Zachary Nickens
Complexity Science • Engineering Leadership • History
I study how complex systems behave, fail, adapt, and drift over time — technically, organizationally, and historically.
My work sits at the intersection of:
- complexity science and systems theory
- engineering leadership and reliability
- historical analysis and intellectual genealogy
I use code as an instrument: to model, simulate, observe, and test ideas about how real systems evolve under constraint, uncertainty, and partial observability.
Research Focus
• Structural Observability and Navigability
• Decision-making under uncertainty in socio-technical systems
• Organizational drift, invariants, and failure modes
• Historical lineages of systems thinking, cybernetics, and control
• The limits of visibility, metrics, and optimization frameworks
Engineering & Leadership Practice
I have spent my career designing and operating production systems at scale, with a particular focus on reliability, observability, and organizational decision structures.
My leadership work emphasizes:
- making system structure legible to humans
- designing feedback loops that do not distort behavior
- aligning technical systems with institutional reality
- treating incidents, outages, and failures as data
How to Read This GitHub
This profile is organized as a working research archive.

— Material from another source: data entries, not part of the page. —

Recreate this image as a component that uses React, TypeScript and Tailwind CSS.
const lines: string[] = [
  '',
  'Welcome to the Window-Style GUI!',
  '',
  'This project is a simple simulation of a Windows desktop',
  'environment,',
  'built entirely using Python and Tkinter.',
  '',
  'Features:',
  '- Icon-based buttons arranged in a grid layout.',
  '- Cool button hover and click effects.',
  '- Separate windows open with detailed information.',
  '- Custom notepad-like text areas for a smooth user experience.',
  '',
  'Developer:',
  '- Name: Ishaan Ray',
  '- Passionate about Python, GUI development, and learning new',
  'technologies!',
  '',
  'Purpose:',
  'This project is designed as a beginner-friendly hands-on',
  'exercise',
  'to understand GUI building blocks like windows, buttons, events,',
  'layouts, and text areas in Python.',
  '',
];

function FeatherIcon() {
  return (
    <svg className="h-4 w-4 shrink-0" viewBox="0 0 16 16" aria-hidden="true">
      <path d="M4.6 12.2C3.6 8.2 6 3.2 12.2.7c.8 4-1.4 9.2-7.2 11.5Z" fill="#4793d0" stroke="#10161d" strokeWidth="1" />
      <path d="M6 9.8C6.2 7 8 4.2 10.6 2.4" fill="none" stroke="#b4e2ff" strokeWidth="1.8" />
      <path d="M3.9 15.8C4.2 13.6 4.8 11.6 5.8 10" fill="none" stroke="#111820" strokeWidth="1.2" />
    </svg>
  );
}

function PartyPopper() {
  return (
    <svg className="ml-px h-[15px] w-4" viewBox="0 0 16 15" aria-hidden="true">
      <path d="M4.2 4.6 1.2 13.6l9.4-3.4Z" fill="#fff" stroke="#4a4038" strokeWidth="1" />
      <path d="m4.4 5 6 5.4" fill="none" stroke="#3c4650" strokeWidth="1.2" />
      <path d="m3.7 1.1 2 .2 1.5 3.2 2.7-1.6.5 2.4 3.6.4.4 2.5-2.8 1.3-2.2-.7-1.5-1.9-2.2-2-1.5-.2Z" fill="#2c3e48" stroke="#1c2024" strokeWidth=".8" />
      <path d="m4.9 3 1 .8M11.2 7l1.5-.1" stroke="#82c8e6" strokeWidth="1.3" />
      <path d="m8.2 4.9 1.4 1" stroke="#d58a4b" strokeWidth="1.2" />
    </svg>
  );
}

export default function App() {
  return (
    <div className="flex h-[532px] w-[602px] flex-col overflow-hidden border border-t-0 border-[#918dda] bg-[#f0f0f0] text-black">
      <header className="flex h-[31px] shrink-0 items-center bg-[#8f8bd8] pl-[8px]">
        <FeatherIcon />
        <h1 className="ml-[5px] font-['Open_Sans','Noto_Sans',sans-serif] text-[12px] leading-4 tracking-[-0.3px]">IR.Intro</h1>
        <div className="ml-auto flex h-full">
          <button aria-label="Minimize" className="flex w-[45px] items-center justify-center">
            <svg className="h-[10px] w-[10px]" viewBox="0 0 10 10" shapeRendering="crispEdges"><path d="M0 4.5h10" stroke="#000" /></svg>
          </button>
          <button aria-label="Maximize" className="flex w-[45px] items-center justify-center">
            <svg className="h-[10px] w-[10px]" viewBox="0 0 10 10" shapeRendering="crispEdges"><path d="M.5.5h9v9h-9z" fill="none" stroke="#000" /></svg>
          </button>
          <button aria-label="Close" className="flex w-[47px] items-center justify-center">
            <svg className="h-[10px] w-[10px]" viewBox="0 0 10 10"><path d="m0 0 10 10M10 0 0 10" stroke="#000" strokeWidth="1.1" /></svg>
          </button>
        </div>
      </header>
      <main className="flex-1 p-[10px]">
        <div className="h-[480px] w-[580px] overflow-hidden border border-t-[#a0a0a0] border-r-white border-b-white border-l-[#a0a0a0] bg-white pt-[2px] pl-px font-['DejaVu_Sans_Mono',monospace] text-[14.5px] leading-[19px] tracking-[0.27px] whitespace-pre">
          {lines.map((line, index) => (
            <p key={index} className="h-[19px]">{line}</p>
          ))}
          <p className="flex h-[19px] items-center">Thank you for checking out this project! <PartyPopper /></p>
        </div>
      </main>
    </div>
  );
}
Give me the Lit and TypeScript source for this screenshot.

• Repositories labeled as research contain papers, notes, experiments, and models
• Experimental tooling exists to explore hypotheses, not as polished products
• Archived repositories represent completed or superseded lines of inquiry
Code here is not optimized for novelty or trend-following. It is optimized for clarity, falsifiability, and learning.
Selected Areas of Work
• Structural Observability
• Decision Strings and Analogical Reasoning
• Active Cartography of Organizations
• Reliability Engineering as a Control Problem
• Historical Analysis of Systems Thinking
Background
I come to this work through a non-linear path spanning:
- engineering and operations
- scientific computing
- historical research
- applied leadership in real organizations
That hybridity is intentional. Many of the failures we see in modern systems are failures of synthesis, not computation.